The danger of these estranging techniques is that they dehumanise the subjects they depict in much the same way as the bureaucracy of statehood reduces them to statistics. This alienating effect is exaggerated by the fact that Mosse’s bulky equipment requires him to record his subjects – none of whom have consented to his gaze – from a considerable distance. This extends, in the immersive three-channel video Incoming (2014–17), to recording scenes from the Syrian conflict from across the Turkish border. On the two occasions I visited, a large audience sat rapt before its three vast, curved screens. They watched children scramble from boats and jet planes pour fire down on the landscape overlaid by the noise of war and snatches of dialogue, including an attempt to resuscitate a drowned body. The effect is powerful, yet I found its ambiguity troubling. Against the artist’s stated intention to use military technology against itself to ‘create an immersive, humanist art form’, the work serves better to illustrate the asymmetrical relationship between citizens – including the artist and audience – and the refugees depicted. It reproduces in its audience the exhilaration of power and, if we are being generous, the guilt of recognising one’s own susceptibility to that thrill.

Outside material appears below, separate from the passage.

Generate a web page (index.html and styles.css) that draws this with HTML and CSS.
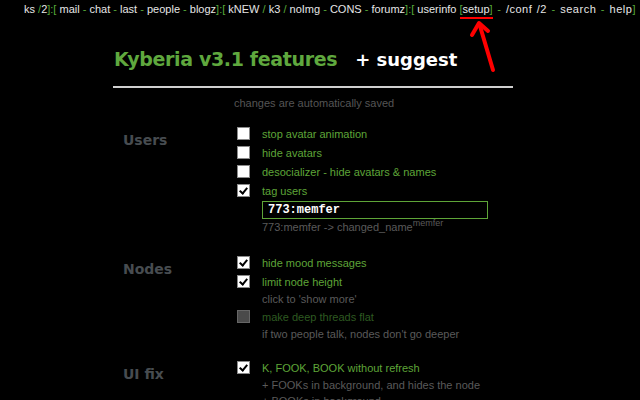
FILE: index.html
```html
<!DOCTYPE html>
<html>
<head>
<meta charset="utf-8">
<link rel="stylesheet" href="styles.css">
</head>
<body>
<div class="topbar">
  <span class="w">ks</span> <span class="g">/</span><span class="w">2</span><span class="g">]:[</span> <span class="w">mail</span> <span class="g">-</span> <span class="w">chat</span> <span class="g">-</span> <span class="w">last</span> <span class="g">-</span> <span class="w">people</span> <span class="g">-</span> <span class="w">blogz</span><span class="g">]:[</span> <span class="w">kNEW</span> <span class="g">/</span> <span class="w">k3</span> <span class="g">/</span> <span class="w">noImg</span> <span class="g">-</span> <span class="w">CONS</span> <span class="g">-</span> <span class="w">forumz</span><span class="g">]:[</span> <span class="w">userinfo</span> <span class="mark"><span class="g">[</span><span class="w">setup</span><span class="g">]</span></span><span class="tail"> <span class="g">-</span> <span class="w">/conf /2</span> <span class="g">-</span> <span class="w">search</span> <span class="g">-</span> <span class="w">help</span><span class="g">]</span></span>
</div>
<svg class="arrow" width="40" height="60" viewBox="0 0 40 60">
  <path d="M24 52 L11 8" stroke="#f00" stroke-width="4" stroke-linecap="round" fill="none"/>
  <path d="M3 17 L10 5 L19 13" stroke="#f00" stroke-width="4" stroke-linecap="round" stroke-linejoin="round" fill="none"/>
</svg>
<div class="page">
  <div class="title">
    <h1>Kyberia v3.1 features</h1>
    <span class="suggest">+ suggest</span>
  </div>
  <div class="rule"></div>
  <div class="saved">changes are automatically saved</div>

  <div class="section">
    <div class="label">Users</div>
    <div class="opts">
      <div class="row"><span class="cb"></span><span class="txt">stop avatar animation</span></div>
      <div class="row"><span class="cb"></span><span class="txt">hide avatars</span></div>
      <div class="row"><span class="cb"></span><span class="txt">desocializer - hide avatars &amp; names</span></div>
      <div class="row"><span class="cb on"></span><span class="txt">tag users</span></div>
      <div class="field">773:memfer</div>
      <div class="hint">773:memfer -&gt; changed_name<sup>memfer</sup></div>
    </div>
  </div>

  <div class="section">
    <div class="label">Nodes</div>
    <div class="opts">
      <div class="row"><span class="cb on"></span><span class="txt">hide mood messages</span></div>
      <div class="row"><span class="cb on"></span><span class="txt">limit node height</span></div>
      <div class="hint">click to 'show more'</div>
      <div class="row dis"><span class="cb"></span><span class="txt">make deep threads flat</span></div>
      <div class="hint">if two people talk, nodes don't go deeper</div>
    </div>
  </div>

  <div class="section last">
    <div class="label">UI fix</div>
    <div class="opts">
      <div class="row"><span class="cb on"></span><span class="txt">K, FOOK, BOOK without refresh</span></div>
      <div class="hint">+ FOOKs in background, and hides the node</div>
      <div class="hint">+ BOOKs in background</div>
    </div>
  </div>
</div>
</body>
</html>
```
FILE: styles.css
```css
html, body {
  margin: 0;
  padding: 0;
  background: #000;
  overflow: hidden;
  height: 400px;
}
body {
  font-family: "Liberation Sans", Arial, sans-serif;
  font-size: 11px;
  color: #5e9e36;
  position: relative;
}
.topbar {
  height: 19px;
  line-height: 18px;
  padding-left: 24px;
  white-space: nowrap;
  font-size: 11px;
}
.tail {
  letter-spacing: 0.5px;
  word-spacing: 1px;
}
.w { color: #e6e6e6; }
.g { color: #57a83a; }
.mark {
  display: inline-block;
  border-bottom: 2px solid #ff0000;
  line-height: 15px;
}
.arrow {
  position: absolute;
  left: 469px;
  top: 18px;
}
.page {
  margin-left: 113px;
  width: 400px;
}
.title {
  display: flex;
  align-items: baseline;
  gap: 18px;
  padding-top: 29px;
  height: 53px;
  box-sizing: border-box;
  padding-left: 1px;
}
h1 {
  margin: 0;
  font-family: "DejaVu Sans", Verdana, sans-serif;
  font-size: 19px;
  font-weight: bold;
  color: #5fa83e;
  letter-spacing: -0.35px;
}
.suggest {
  font-family: "DejaVu Sans", Verdana, sans-serif;
  font-size: 18px;
  font-weight: bold;
  color: #fff;
}
.rule {
  height: 2px;
  background: #cfcfcf;
  margin-top: 14px;
}
.saved {
  margin-top: 8px;
  padding-left: 121px;
  color: #555;
  line-height: 14px;
}
.section {
  display: grid;
  grid-template-columns: 124px 1fr;
  margin-top: 14px;
}
.section + .section { margin-top: 18px; }
.section.last { margin-top: 16px; }
.label {
  padding-left: 10px;
  padding-top: 6px;
  font-family: "DejaVu Sans", Verdana, sans-serif;
  font-size: 14px;
  font-weight: bold;
  color: #474c50;
  line-height: 20px;
}
.row {
  display: flex;
  align-items: center;
  height: 19px;
}
.cb {
  width: 11px;
  height: 11px;
  background: #fff;
  border: 1px solid #8a8a8a;
  margin-right: 12px;
  position: relative;
  flex: none;
}
.cb.on::after {
  content: "";
  position: absolute;
  left: 3px;
  top: 1px;
  width: 3px;
  height: 6px;
  border: solid #000;
  border-width: 0 2px 2px 0;
  transform: rotate(40deg);
}
.txt { color: #5ea538; font-size: 11px; }
.dis .cb { background: #4a4a4a; border-color: #666; }
.dis .txt { color: #2e5a20; }
.field {
  margin-left: 25px;
  margin-top: 1px;
  width: 226px;
  height: 18px;
  box-sizing: border-box;
  border: 1px solid #5ea538;
  font-family: "Liberation Mono", "Courier New", monospace;
  font-weight: bold;
  font-size: 12px;
  color: #fff;
  line-height: 16px;
  padding-left: 5px;
}
.hint {
  margin-left: 25px;
  color: #5a5a5a;
  line-height: 16px;
  font-size: 11px;
}
.hint sup {
  font-size: 9px;
  vertical-align: 5px;
  line-height: 0;
}
```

The depiction of refugees from a literally remote viewpoint, in foreign locations, in an exotic visual register risks reinforcing the attitudes that this unquestionably compelling work seeks ostensibly to critique. Installed in London, its arm’s-length empathy chimes uncomfortably with our government’s policy of making substantial financial donations to humanitarian camps in the countries bordering Syria at the expense of settling anything more than the barest number of refugees within its own borders. Mosse’s gaze turns inward only once, when he sets his camera up in the stands of a Greek athletics stadium, the central playing surface of which has been repurposed as a camp (Hellinikon Olympic Arena, Athens, 2016). Floodlights loom over serried rows of tents surrounded, like a theatre in the round, by thousands of empty seats. The crisis has moved onto the heart of the polis, but nobody is looking for it there.